Si può manifestare anche dopo sforzi fisici intensi, dopo alcune infezioni virali o batteriche, in corso di parassitosi intestinale o dopo le punture d’insetto.
Le reazioni che si manifestano a livello della pelle possono comparire in qualsiasi parte del corpo, cambiano rapidamente di posizione, sono spesso migranti, e talvolta regrediscono del tutto per poi eventualmente ricomparire altrove.
Mentre si hanno a disposizione ottimi farmaci e prodotti per il trattamento delle forme acute, quando l’orticaria si ripresenta per più di qualche settimana, si devono approfondire ancor di più le possibili cause, perché il semplice trattamento sintomatico non è sufficiente a risolvere il problema alla radice di queste forme di orticaria cronica.
Oggi, per orticaria e forme orticarioidi, si è finalmente capito che l’infiammazione causata dall’alimentazione può rappresentare una delle cause più rilevanti.
Gli stimoli esterni appena segnalati agiscono come una “goccia che fa traboccare il vaso” e a quel punto è più importante capire perché “il vaso” è pieno (infiammazione da cibo) che controllare il singolo responsabile.
Fin dal 2012 Kessel, su Human Immunology, ha documentato che il BAFF (una delle citochine che si innalzano per l’infiammazione da cibo) è fortemente correlato alla gravità della forma di orticaria e questa citochina diventa una delle chiavi di lettura dei molti casi che non vengono perfettamente inquadrati a livello clinico (Kessel A et al, Hum Immunol. 2012 Jun;73(6):620-2. doi: 10.1016/j.humimm.2012.03.016. Epub 2012 Apr 12).
L’orticaria è quindi una condizione in cui si affiancano stimoli allergici e componenti autoimmuni, come la presenza di BAFF lascia intendere.
Cosa fare
Lo studio del livello di infiammazione attraverso il Food Inflammation Test consente di identificare il livello di BAFF e di PAF e di capire il profilo alimentare individuale, che indica quali cibi siano mangiati in eccesso e come devono essere controllati per ridurre l’infiammazione e migliorare la sintomatologia.
Un alto livello di BAFF o di PAF richiederà l’impostazione di una dieta molto rigorosa, mentre un basso livello di citochine consentirà di attuare una dieta più larga e permissiva.
Altri suggerimenti
Tra i vari altri esami di supporto potrà essere utile la ricerca di eventuali parassiti intestinali e una attenta analisi dei farmaci assunti, che spesso scatenano reazioni dopo anni di assunzione senza controeffetti.
Una particolare attenzione va riservata agli antinfiammatori in genere (dall’aspirina ai nuovi anti-Cox2).
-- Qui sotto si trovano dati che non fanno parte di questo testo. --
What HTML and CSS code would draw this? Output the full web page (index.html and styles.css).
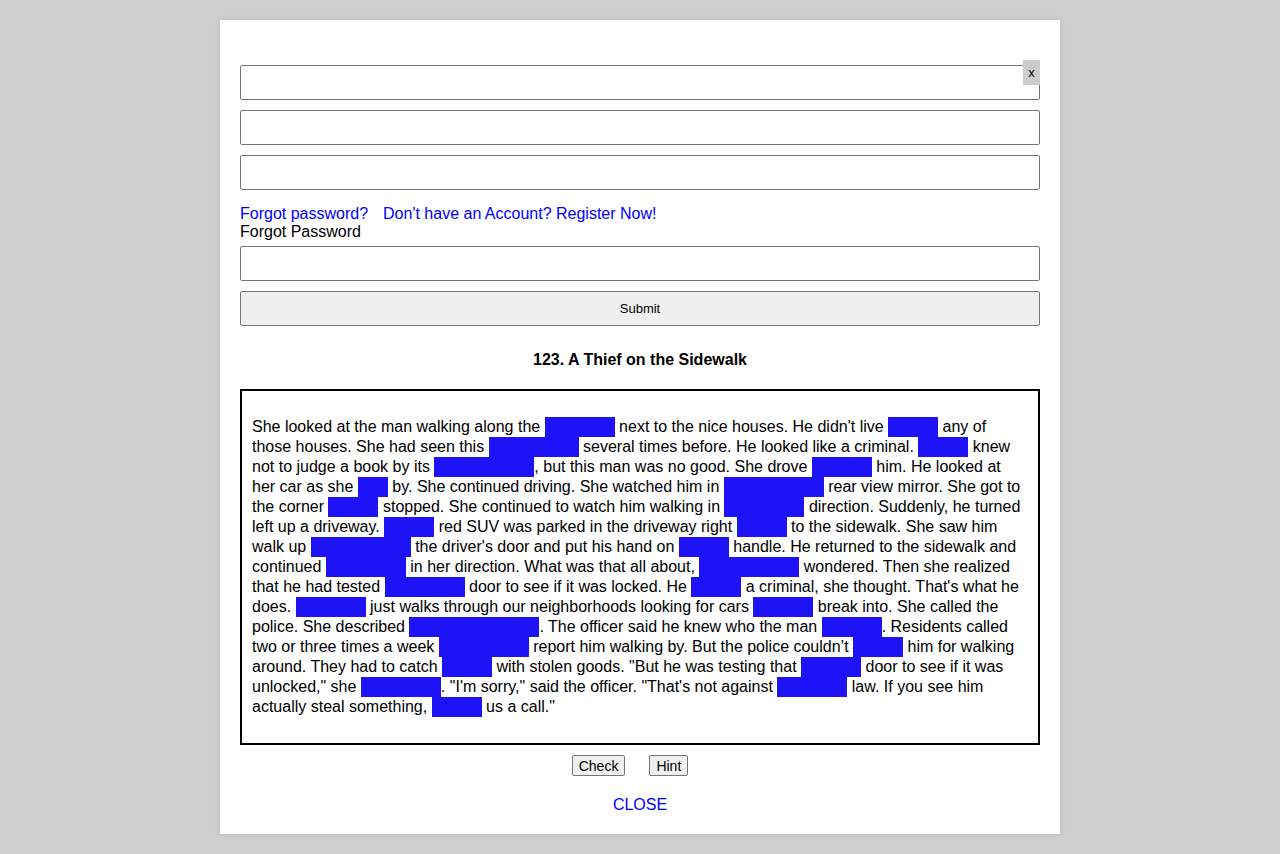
FILE: index.html
```html
<!DOCTYPE html>
<html>
<head>
<meta charset="utf-8">
<link rel="stylesheet" href="styles.css">
</head>
<body>
<div class="modal">
  <button class="x-btn">x</button>
  <input class="field first" type="text">
  <input class="field" type="text">
  <input class="field" type="password">
  <div class="links"><a href="#">Forgot password?</a><a href="#">Don't have an Account? Register Now!</a></div>
  <div class="label">Forgot Password</div>
  <input class="field forgot" type="text">
  <button class="submit">Submit</button>
  <h1 class="title">123. A Thief on the Sidewalk</h1>
  <div class="story">She looked at the man walking along the <span class="blank b70"></span> next to the nice houses. He didn't live <span class="blank b50"></span> any of those houses. She had seen this <span class="blank b90"></span> several times before. He looked like a criminal. <span class="blank b50"></span> knew not to judge a book by its <span class="blank b100"></span>, but this man was no good. She drove <span class="blank b60"></span> him. He looked at her car as she <span class="blank b30"></span> by. She continued driving. She watched him in <span class="blank b100"></span> rear view mirror. She got to the corner <span class="blank b50"></span> stopped. She continued to watch him walking in <span class="blank b80"></span> direction. Suddenly, he turned left up a driveway. <span class="blank b50"></span> red SUV was parked in the driveway right <span class="blank b50"></span> to the sidewalk. She saw him walk up <span class="blank b100"></span> the driver's door and put his hand on <span class="blank b50"></span> handle. He returned to the sidewalk and continued <span class="blank b80"></span> in her direction. What was that all about, <span class="blank b100"></span> wondered. Then she realized that he had tested <span class="blank b80"></span> door to see if it was locked. He <span class="blank b50"></span> a criminal, she thought. That's what he does. <span class="blank b70"></span> just walks through our neighborhoods looking for cars <span class="blank b60"></span> break into. She called the police. She described <span class="blank b130"></span>. The officer said he knew who the man <span class="blank b60"></span>. Residents called two or three times a week <span class="blank b90"></span> report him walking by. But the police couldn’t <span class="blank b50"></span> him for walking around. They had to catch <span class="blank b50"></span> with stolen goods. "But he was testing that <span class="blank b60"></span> door to see if it was unlocked," she <span class="blank b80"></span>. "I'm sorry," said the officer. "That's not against <span class="blank b70"></span> law. If you see him actually steal something, <span class="blank b50"></span> us a call."</div>
  <div class="actions"><button class="small-btn">Check</button><button class="small-btn">Hint</button></div>
  <div class="close-row"><a href="#" class="close-link">CLOSE</a></div>
</div>
</body>
</html>
```
FILE: styles.css
```css
html, body {
  margin: 0;
  padding: 0;
}
body {
  background: #cfcfcf;
  font-family: "Liberation Sans", Arial, sans-serif;
  font-size: 16px;
  color: #000;
}
.modal {
  position: relative;
  width: 800px;
  margin: 20px auto;
  padding: 45px 20px 20px;
  background: #fff;
  box-shadow: 0 0 6px rgba(0,0,0,0.12);
  display: flex;
  flex-direction: column;
}
.x-btn {
  position: absolute;
  top: 40px;
  right: 20px;
  width: 17px;
  height: 25px;
  padding: 0;
  border: none;
  background: #cccccc;
  font-family: "Liberation Sans", Arial, sans-serif;
  font-size: 13px;
  color: #000;
}
.field {
  box-sizing: border-box;
  width: 800px;
  height: 35px;
  margin: 0 0 10px;
  border: 1px solid #767676;
  border-radius: 2px;
  padding: 0 4px;
  font-family: "Liberation Sans", Arial, sans-serif;
  font-size: 16px;
  background: #fff;
}
.field.forgot {
  margin: 5px 0 10px;
}
.links {
  margin-top: 5px;
  line-height: 18px;
  display: flex;
  gap: 15px;
}
.links a, .close-link {
  color: #0000ff;
  text-decoration: none;
}
.label {
  line-height: 18px;
}
.submit {
  box-sizing: border-box;
  width: 800px;
  height: 35px;
  margin: 0;
  border: 1px solid #767676;
  border-radius: 2px;
  background: #efefef;
  font-family: "Liberation Sans", Arial, sans-serif;
  font-size: 13px;
  color: #000;
}
.title {
  margin: 25px 0 0;
  font-size: 16px;
  line-height: 18px;
  font-weight: bold;
  text-align: center;
}
.story {
  margin-top: 20px;
  border: 2px solid #000;
  padding: 26px 10px 26px;
  line-height: 20px;
  font-size: 16px;
}
.blank {
  display: inline-block;
  height: 20px;
  vertical-align: bottom;
  background: #1e12f6;
}
.b30 { width: 30px; }
.b50 { width: 50px; }
.b60 { width: 60px; }
.b70 { width: 70px; }
.b80 { width: 80px; }
.b90 { width: 90px; }
.b100 { width: 100px; }
.b130 { width: 130px; }
.actions {
  margin-top: 10px;
  display: flex;
  justify-content: center;
  gap: 24px;
  padding-right: 20px;
}
.small-btn {
  box-sizing: border-box;
  height: 21px;
  padding: 0 6px;
  border: 1px solid #767676;
  border-radius: 2px;
  background: #efefef;
  font-family: "Liberation Sans", Arial, sans-serif;
  font-size: 14px;
  line-height: 18px;
  color: #000;
}
.close-row {
  margin-top: 20px;
  line-height: 18px;
  text-align: center;
}
```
Utile anche comprendere una eventuale variazione dei livelli di complemento (C3 e C4) che orienta verso una condizione di autoimmunità.
L’eccessivo uso di zucchero, fruttosio e dolcificanti può facilitare la comparsa di reazioni allergiche indipendenti dalla sostanza ingerita.
Va comunque ricordato, che anche di fronte ad un netto miglioramento dei sintomi dopo l’inizio della dieta personalizzata, la sospensione della eventuale terapia antistaminica deve essere effettuata sempre con molta cautela, per evitare l’effetto di rimbalzo (rebound).